Esther Coker, R.N., of McMaster University in Hamilton, Canada, and colleagues evaluated the extent to which nurses caring for older adults with persistent pain on acute medical units believe they have adopted four evidence-based practices related to pain management and assessment. They also aimed to determine nurses' perceived barriers to optimal management of pain. In Phase 1 of the study, 36 nurses reviewed the findings of a previous study conducted in their units and generated potential facilitators and barriers to optimal pain management and assessment. In phase 2, 115 nurses were surveyed about 40 potential barriers to optimal pain management and assessment.

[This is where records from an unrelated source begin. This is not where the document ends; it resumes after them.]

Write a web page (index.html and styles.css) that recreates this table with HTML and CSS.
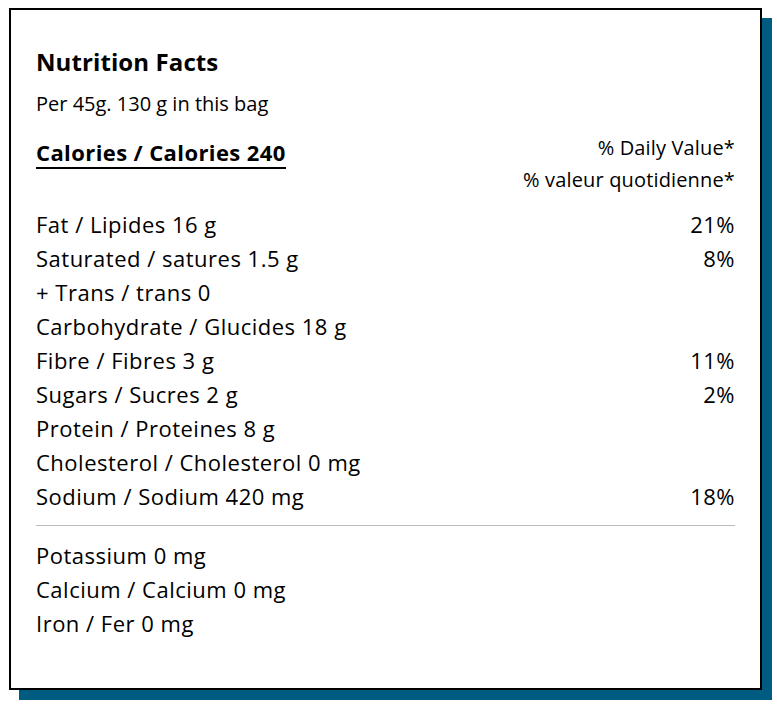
FILE: index.html
```html
<!DOCTYPE html>
<html lang="en">
<head>
<meta charset="utf-8">
<title>Nutrition Facts</title>
<link rel="stylesheet" href="styles.css">
</head>
<body>
<section class="label">
  <h1 class="title">Nutrition Facts</h1>
  <p class="serving">Per 45g. 130 g in this bag</p>
  <div class="header">
    <div class="calories">Calories / Calories 240</div>
    <div class="dv">
      <div>% Daily Value*</div>
      <div>% valeur quotidienne*</div>
    </div>
  </div>
  <ul class="rows">
    <li><span>Fat / Lipides 16 g</span><span>21%</span></li>
    <li><span>Saturated / satures 1.5 g</span><span>8%</span></li>
    <li><span>+ Trans / trans 0</span><span></span></li>
    <li><span>Carbohydrate / Glucides 18 g</span><span></span></li>
    <li><span>Fibre / Fibres 3 g</span><span>11%</span></li>
    <li><span>Sugars / Sucres 2 g</span><span>2%</span></li>
    <li><span>Protein / Proteines 8 g</span><span></span></li>
    <li><span>Cholesterol / Cholesterol 0 mg</span><span></span></li>
    <li><span>Sodium / Sodium 420 mg</span><span>18%</span></li>
  </ul>
  <hr class="divider">
  <ul class="rows minerals">
    <li><span>Potassium 0 mg</span></li>
    <li><span>Calcium / Calcium 0 mg</span></li>
    <li><span>Iron / Fer 0 mg</span></li>
  </ul>
</section>
</body>
</html>
```
FILE: styles.css
```css
* { box-sizing: border-box; }
html, body { margin: 0; padding: 0; background: #fff; }
body {
  font-family: "Open Sans", "Noto Sans", sans-serif;
  color: #000;
  min-height: 710px;
}
.label {
  width: 753px;
  height: 682px;
  margin: 8px 0 20px 9px;
  border: 2px solid #000;
  box-shadow: 10px 10px 0 #005b80;
  padding: 38px 25px 0 25px;
  background: #fff;
}
.title {
  margin: 0;
  font-size: 24px;
  line-height: 28px;
  font-weight: 700;
  letter-spacing: 0.1px;
}
.serving {
  margin: 16px 0 0;
  font-size: 20px;
  line-height: 24px;
}
.header {
  display: flex;
  justify-content: space-between;
  align-items: flex-start;
  margin-top: 16px;
}
.calories {
  margin-top: 5px;
  font-size: 22px;
  line-height: 30px;
  font-weight: 700;
  letter-spacing: 0.4px;
  border-bottom: 2px solid #000;
}
.dv {
  text-align: right;
  font-size: 20px;
  line-height: 32px;
  letter-spacing: 0.15px;
}
.rows {
  list-style: none;
  margin: 11px 0 0;
  padding: 0;
}
.rows li {
  display: flex;
  justify-content: space-between;
  font-size: 22px;
  line-height: 34px;
  letter-spacing: 0.5px;
}
.divider {
  margin: 12px 0 0;
  border: 0;
  border-top: 1px solid #bbb;
  height: 0;
}
.minerals { margin-top: 12px; }
```
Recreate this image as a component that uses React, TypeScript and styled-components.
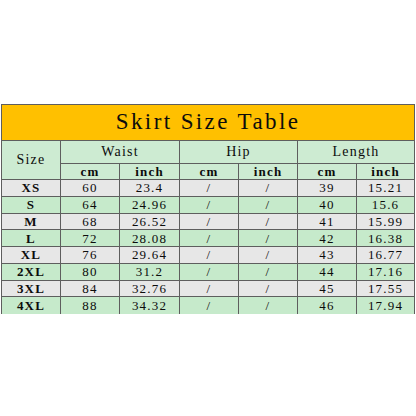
import React from "react";
import styled, { createGlobalStyle } from "styled-components";

const FONT = `"Liberation Serif", "DejaVu Serif", "Noto Serif", serif`;

const Global = createGlobalStyle`
  html, body { margin: 0; padding: 0; background: #ffffff; }
  body { font-family: ${FONT}; }
`;

const Page = styled.div`
  width: 416px;
  height: 416px;
  padding: 104px 0 0 1px;
  box-sizing: border-box;
  overflow: hidden;
`;

const Table = styled.table`
  width: 413px;
  border-collapse: collapse;
  table-layout: fixed;
  color: #0c0c0c;
  font-family: ${FONT};
`;

const Cell = styled.td<{ $bg?: string; $bold?: boolean; $size?: number; $h?: number }>`
  border: 1px solid #5e5e5e;
  background: ${(p) => p.$bg || "#ffffff"};
  text-align: center;
  vertical-align: middle;
  padding: 0;
  height: ${(p) => p.$h ?? 16.75}px;
  font-size: ${(p) => p.$size ?? 13}px;
  font-weight: ${(p) => (p.$bold ? 700 : 400)};
  letter-spacing: 1.2px;
  line-height: 1;
  box-sizing: border-box;
`;

const TitleCell = styled.td`
  background: #ffc000;
  border: 1px solid #5e5e5e;
  height: 36px;
  box-sizing: border-box;
  text-align: center;
  vertical-align: middle;
  font-size: 23px;
  letter-spacing: 2.4px;
  padding: 0 0 2px 0;
  line-height: 1;
`;

const LastRow = styled.tr`
  td { border-bottom: none; }
`;

const HEAD = "#cdebd2";
const GREEN = "#c6eacb";
const GRAY = "#e7e7e7";

const rows = [
  ["XS", "60", "23.4", "39", "15.21"],
  ["S", "64", "24.96", "40", "15.6"],
  ["M", "68", "26.52", "41", "15.99"],
  ["L", "72", "28.08", "42", "16.38"],
  ["XL", "76", "29.64", "43", "16.77"],
  ["2XL", "80", "31.2", "44", "17.16"],
  ["3XL", "84", "32.76", "45", "17.55"],
  ["4XL", "88", "34.32", "46", "17.94"],
];

const widths = [59, 59, 60, 59, 59, 59, 58];

export default function App() {
  return (
    <>
      <Global />
      <Page>
        <Table>
          <colgroup>
            {widths.map((w, i) => (
              <col key={i} style={{ width: w }} />
            ))}
          </colgroup>
          <tbody>
            <tr>
              <TitleCell colSpan={7}>Skirt Size Table</TitleCell>
            </tr>
            <tr>
              <Cell $bg={HEAD} rowSpan={2} $size={14}>Size</Cell>
              <Cell $bg={HEAD} colSpan={2} $size={14} $h={23}>Waist</Cell>
              <Cell $bg={HEAD} colSpan={2} $size={14} $h={23}>Hip</Cell>
              <Cell $bg={HEAD} colSpan={2} $size={14} $h={23}>Length</Cell>
            </tr>
            <tr>
              {["cm", "inch", "cm", "inch", "cm", "inch"].map((t, i) => (
                <Cell key={i} $bg={HEAD} $bold $h={16}>{t}</Cell>
              ))}
            </tr>
            {rows.map((r, i) => {
              const bg = i % 2 === 0 ? GRAY : GREEN;
              const cells = (
                <>
                  <Cell $bg={bg} $bold>{r[0]}</Cell>
                  <Cell $bg={bg}>{r[1]}</Cell>
                  <Cell $bg={bg}>{r[2]}</Cell>
                  <Cell $bg={bg}>/</Cell>
                  <Cell $bg={bg}>/</Cell>
                  <Cell $bg={bg}>{r[3]}</Cell>
                  <Cell $bg={bg}>{r[4]}</Cell>
                </>
              );
              return i === rows.length - 1 ? (
                <LastRow key={i}>{cells}</LastRow>
              ) : (
                <tr key={i}>{cells}</tr>
              );
            })}
          </tbody>
        </Table>
      </Page>
    </>
  );
}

The researchers found that nurses' perceptions of barriers preventing optimal pain management were often incongruent with actual practice, as were their perceptions of the extent to which they had adopted certain evidence-based practices for pain management and assessment. The researchers write that, to target the 12 highest-impact barriers, nurses should elicit reports of pain, provide regular pro re nata pain relief, use pain assessment tools in patients who are cognitively impaired, redesign documentation processes and tools, make nonpharmacological alternatives available, and help patients and their families manage side effects.
"Appropriate strategies to minimize potential barriers can be developed to better enable nurses to implement practice guidelines to generate effective pain management in older adults," the authors write.